Interested in starting a native plant garden? The Hamilton County Soil & Water Conservation District is selling native plant kits. These kits take the guess work out of creating your own native garden. Each kit includes a selection of tried and true native plans to create your own pollinator garden, shade, prairie garden or rain garden. Orders are due by May 10th. For more information to order please visit https://www.hamiltonswcd.org/native-plant-sale.html.
Meditational Woods Bird of the Month for April:
Downy Woodpecker: Broadcaster
When I was in high school, I received extra credit in Spanish class for listening to HCJB, an international shortwave radio station in Quito, Ecuador, famous for its religious broadcasts al mundo. Later, during my college days, LeSEA Broadcasting, from South Bend, built their antenna near Noblesville, and broadcast the message of the gospel over Channel 40 in this area. Getting the word (Word) out was the goal.
Birds, too, rely on broadcasting to get their messages across. In April, the male of many species here in Indiana is in full song, trying to attract a female to his territory, the boundaries of which he will use song to defend. However, instead of singing, woodpeckers drum. Yes, that rat-a-tat-tat-tat-tat, etc is NOT the sound of the woodpecker drilling for an insect or excavating a nest hole. It is instead the bird’s way of marking its claim to that part of a woods.
I have depicted a Downy Woodpecker just having finished a drum, now listening for a nearby rival. The red spot on the back of its head shows it to be a male. The female is identical, except that the median black stripe goes from the forehead over the top and down to the nape, without the red spot. Of the seven species of woodpeckers occurring in Indiana, this is the most common, both in our woods and in Indiana as a whole. It is about 6 inches long, while its nearly-identical cousin, the Hairy Woodpecker, is more than 9 inches long (with a much larger bill). I find the downy on many strolls through the Meditational Woods, but have yet to observe a hairy. Enjoy the drumming from now until June, when the WB (woodpecker broadcasting) will “go off the air” until next spring. ~Brad J
Teacher Position Opening with MSPC ~ Maple Seeds Preschool Cooperative (MSPC, formerly Meridian Street Preschool Cooperative), a non-profit organization, is a play-based program centered on the philosophy that children, parents, and teachers learn from each other.
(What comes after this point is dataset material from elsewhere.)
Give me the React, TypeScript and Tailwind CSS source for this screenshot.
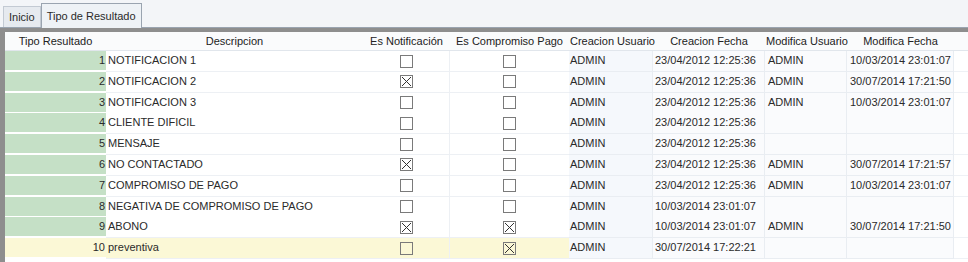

Through a purposefully planned environment, we carefully nurture each child’s social, emotional, and cognitive development. The 3/4s Classroom Teacher would be responsible for providing quality, developmentally appropriate programming for one class of children with the support of two participating parents daily. The class meets on Tuesdays and Thursdays from 9:30-11:45 a.m with enrichment until 1:30pm on Thursdays only. This position begins in September 2019, with fall and spring breaks, and summer break from June through August each year. Salary to be discussed at interview. For more information including how to apply, please visit http://bit.ly/2VAypqH.
Books Galore ~ We have a fine library containing many books on Quaker practices, beliefs, and history. The library, refreshed and well-organized by John Moorman and committee, is beside the office. Also see the pamphlets from Pendle Hill covering topics of current interest. We also have a book exchange cart. You are welcome to take a book, you are invited to donate books, but please, just a few at a time. The cart is in Fellowship Hall. Or sometimes beside the side entrance to the parlor.